Rebekah Del Rio e o simbolismo de David Lynch
Yasmine Evaristo explica por que a cena que imortalizou a cantora e compositora americana é tão impactante
A voz de Rebekah Del Rio, falecida no último dia 23, está profundamente ligada ao universo de David Lynch, e sua participação em Cidade dos Sonhos (2001), na qual canta sua própria música, Llorando, no Club Silêncio, é considerada uma das cenas mais emocionais e memoráveis da obra. Essa performance foi feita ao vivo em todas as tomadas. A cantora possuía uma voz potente. Além disso, era muito carismática e tinha um rosto e olhos expressivos, que dialogavam bem com a câmera, tornando-a ótima para transmitir emoções profundas através de sua performance.
A cena do Club Silencio é considerada icônica por várias razões, como a intensidade com a qual é transmitida emoção naquele momento, que é amplificada pela atmosfera do clube, e pela reação das personagens à sua apresentação. Da mesma maneira, conseguimos perceber que a passagem é um exemplo do estilo surrealista de Lynch. Como vemos em outras produções, o cineasta está desconstruindo a realidade, pois a sequência se inicia com Rebekah parecendo estar cantando ao vivo, mas em seguida nos é revelado que vemos a dublagem de uma gravação. A dicotomia proposta desconstrói a realidade do espectador e cria uma sensação de desorientação. No que devemos acreditar: na sensação de realidade e imediatismo provocada ou na materialidade de saber se tratar de uma gravação?
Filmada de forma magistral, a performance usa da combinação de close-ups, ângulos e movimentos de câmera que nos mantêm atentos a cada detalhe. Esse movimento da montagem cria uma atmosfera hipnótica que, somada à trilha sonora musical, amplifica as emoções movidas pela cena que marca uma transição importante na história e nos personagens.
Podemos encarar o momento como uma metáfora para a desconstrução da identidade e da realidade. O fato de a cantora parecer ser uma pessoa, mas ser na verdade uma gravação, nos faz questionar a autenticidade e a identidade, não apenas dela, mas também das personagens de Naomi Watts e Laura Harring. Na diegese, a plateia do clube está hipnotizada pela performance, e as personagens, hipnotizadas uma pela outra, pelas mudanças proporcionadas a partir do encontro entre elas. Do lado de fora, somos postos no mesmo lugar que as
personagens, de quem está sendo ludibriado pela narrativa, levado pelo transe proposto pelos movimentos suaves de câmera e iluminação baixa, quase como em um sonho.

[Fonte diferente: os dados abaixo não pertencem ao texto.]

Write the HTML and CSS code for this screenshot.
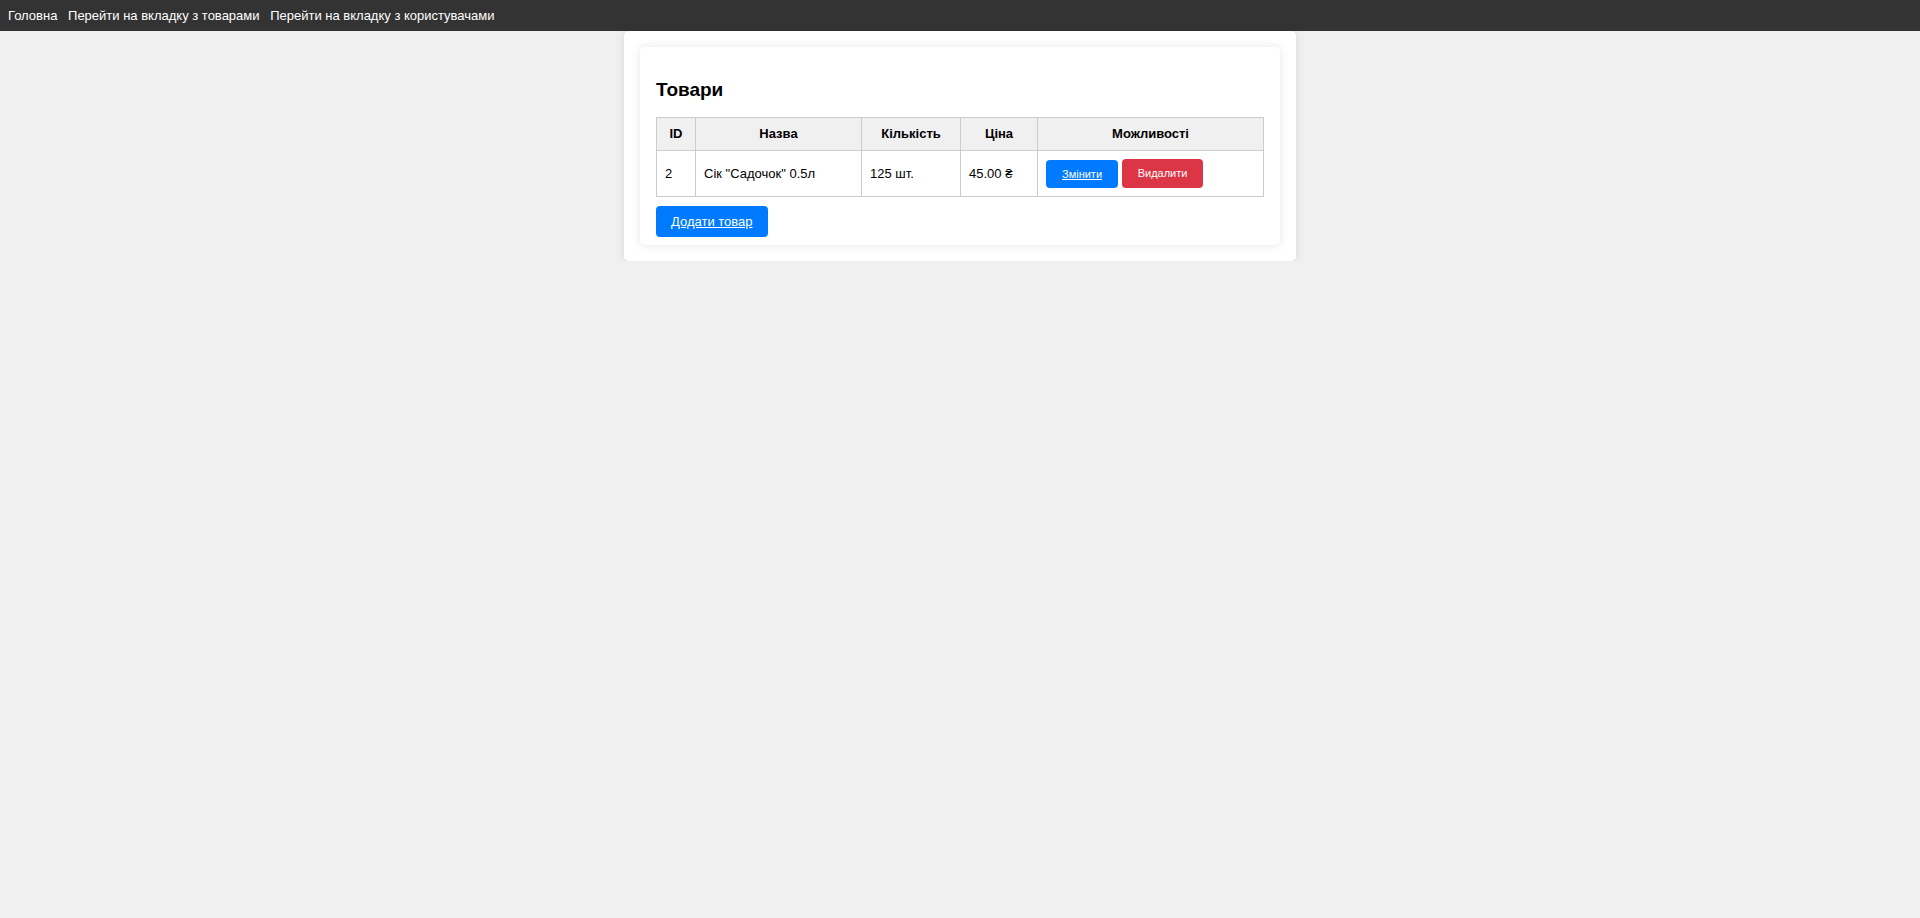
FILE: index.html
```html
<!DOCTYPE html>
<html lang="uk">
<head>
<meta charset="utf-8">
<title>Товари</title>
<link rel="stylesheet" href="styles.css">
</head>
<body>
<nav class="navbar">
  <a href="#">Головна</a>
  <a href="#">Перейти на вкладку з товарами</a>
  <a href="#">Перейти на вкладку з користувачами</a>
</nav>
<main class="container">
  <section class="card">
    <h2 class="title">Товари</h2>
    <table class="table">
      <colgroup>
        <col class="c-id">
        <col class="c-name">
        <col class="c-qty">
        <col class="c-price">
        <col class="c-actions">
      </colgroup>
      <thead>
        <tr>
          <th>ID</th>
          <th>Назва</th>
          <th>Кількість</th>
          <th>Ціна</th>
          <th>Можливості</th>
        </tr>
      </thead>
      <tbody>
        <tr>
          <td>2</td>
          <td>Сік "Садочок" 0.5л</td>
          <td>125 шт.</td>
          <td>45.00 ₴</td>
          <td><a href="#" class="btn btn-edit">Змінити</a> <button class="btn btn-delete" type="button">Видалити</button></td>
        </tr>
      </tbody>
    </table>
    <div class="actions">
      <a href="#" class="btn-add">Додати товар</a>
    </div>
  </section>
</main>
</body>
</html>
```

FILE: styles.css
```css
html, body {
  margin: 0;
  padding: 0;
}

body {
  background: #f0f0f0;
  font-family: "Liberation Sans", Arial, sans-serif;
  font-size: 14px;
  color: #000;
}

.navbar {
  background: #333;
  padding: 8px;
  font-size: 13px;
  line-height: 15px;
}

.navbar a {
  color: #fff;
  text-decoration: none;
  margin-right: 7px;
}

.container {
  width: 640px;
  margin: 0 auto;
  padding: 16px;
  background: #fff;
  border-radius: 5px;
  box-shadow: 0 0 10px rgba(0, 0, 0, 0.1);
}

.card {
  background: #fff;
  padding: 16px;
  border-radius: 5px;
  box-shadow: 0 0 10px rgba(0, 0, 0, 0.1);
}

.title {
  font-size: 19px;
  line-height: 22px;
  margin: 16px 0 16px;
}

.table {
  width: 100%;
  border-collapse: collapse;
  table-layout: fixed;
  font-size: 13px;
}

.c-id { width: 39px; }
.c-name { width: 166px; }
.c-qty { width: 99px; }
.c-price { width: 77px; }

.table th,
.table td {
  border: 1px solid #ccc;
  padding: 8px;
  line-height: 16px;
}

.table th {
  background: #f0f0f0;
  text-align: center;
  font-weight: bold;
}

.table td {
  text-align: left;
}

.btn {
  display: inline-block;
  font-family: "Liberation Sans", Arial, sans-serif;
  font-size: 11px;
  line-height: 14px;
  padding: 7px 16px;
  margin: 0;
  border: none;
  border-radius: 4px;
  color: #fff;
  vertical-align: middle;
}

.btn-edit {
  background: #007bff;
  text-decoration: underline;
}

.btn-delete {
  background: #dc3545;
  padding: 7px 16px 8px;
  cursor: pointer;
}

.actions {
  margin-top: 16px;
}

.btn-add {
  background: #007bff;
  color: #fff;
  font-size: 13px;
  padding: 8px 15px;
  border-radius: 4px;
  text-decoration: underline;
}
```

Além disso, a música cantada pode ser interpretada como uma expressão de perda e saudade. A memória também é evocada na letra da canção, que lembra de um momento melhor que ficou no passado. Quando a cantora some, temos a fragmentação da identidade, o que pode simbolizar essa perda da noção de quem se é. Essas são apenas algumas das possíveis interpretações da cena. O simbolismo presente é complexo e aberto.
A combinação de visual e som na cena do Club Silencio é um exemplo de como a direção de arte e a trilha sonora podem trabalhar juntas para criar uma experiência cinematográfica inesquecível.
Mais sobre Rebekah Del Rio
Rebekah Del Rio ficou conhecida por ter uma poderosa voz acompanhada de performances que transbordavam emoções. Ela nasceu em 10 de julho de 1967, em Chula Vista, Califórnia, e despontou como promissor sucesso nos anos 1980, após ser eleita pelo periódico San Diego Union‑Tribune uma das dez melhores cantoras da época.

A cantora e compositora se mudou para Los Angeles em 1989 e posteriormente para Nashville, onde gravou seu primeiro álbum, Nobody’s Angel, que traz justamente Llorando — uma versão em espanhol de Crying, de Roy Orbison.
Além de Cidade dos Sonhos, Rebekah ainda colaborou com David Lynch em vários projetos, incluindo uma participação no episódio 10 de Twin Peaks: O Retorno (2017). Ela também trabalhou com outros artistas, como Moby, e participou de filmes como Southland Tales: O Fim do Mundo (2006), interpretando Vanessa Vera Cruz, e Sin City: A Cidade do Pecado (2005), voz adicional em canções.
Del Rio também enfrentou desafios pessoais, incluindo a perda de seu filho, Philip C. DeMars, que faleceu de câncer em 2009. Ainda assim, continuou a se apresentar e criar músicas até sua morte, em junho de 2025, aos 57 anos.